Décisions récentes : gouvernance financière et transparence
Les travaux du week-end dernier ont débouché sur trois décisions formelles, dont l’allocation d’une partie du Fonds d’études de renforcement des capacités à la Banque des États de l’Afrique centrale. Cette orientation régionale traduit la préoccupation de mutualiser l’expertise technique autour des questions de stabilité financière. Parallèlement, les participants ont validé des principes d’intervention visant à harmoniser la communication institutionnelle, signe d’une exigence accrue de transparence vis-à-vis de la société civile et des partenaires techniques.

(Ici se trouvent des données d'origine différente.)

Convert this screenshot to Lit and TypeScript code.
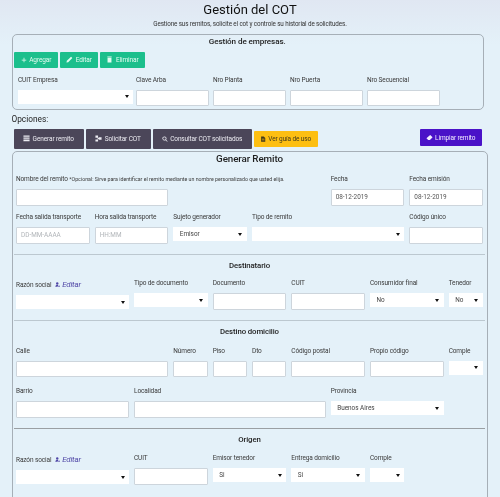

Recommandations : vers une maintenance soutenable des infrastructures
Quatre recommandations centrales viennent compléter la feuille de route. La première porte sur la nécessité de sécuriser les budgets de fonctionnement des ouvrages livrés. La seconde invite à rechercher des financements complémentaires, en particulier auprès des bailleurs multilatéraux, pour combler les gaps identifiés sur certains projets à fort impact social. La troisième encourage l’accélération des délais de mise en œuvre, gage d’efficience budgétaire. Enfin, la quatrième vise à améliorer la visibilité des projets, enjeu crucial à l’heure où la diplomatie économique s’appuie sur la perception citoyenne pour consolider sa légitimité.
Un partenariat d’avenir ancré dans la stabilité politique
Au-delà des chiffres, le C2D incarne une dynamique de confiance entre les deux pays. En rappelant que l’intégralité des 229 millions d’euros est désormais engagée, le ministre des Finances, Christian Yoka, a salué une « exécution conforme aux attentes ». Cet écho positif s’inscrit dans la continuité de la politique de modernisation des finances publiques défendue par le président Denis Sassou Nguesso, laquelle associe rigueur budgétaire et ouverture aux partenariats stratégiques. À moyen terme, le succès du C2D pourrait servir de modèle à d’autres mécanismes de conversion de dette en Afrique centrale, renforçant ainsi le rôle de Brazzaville comme laboratoire régional d’ingénierie financière.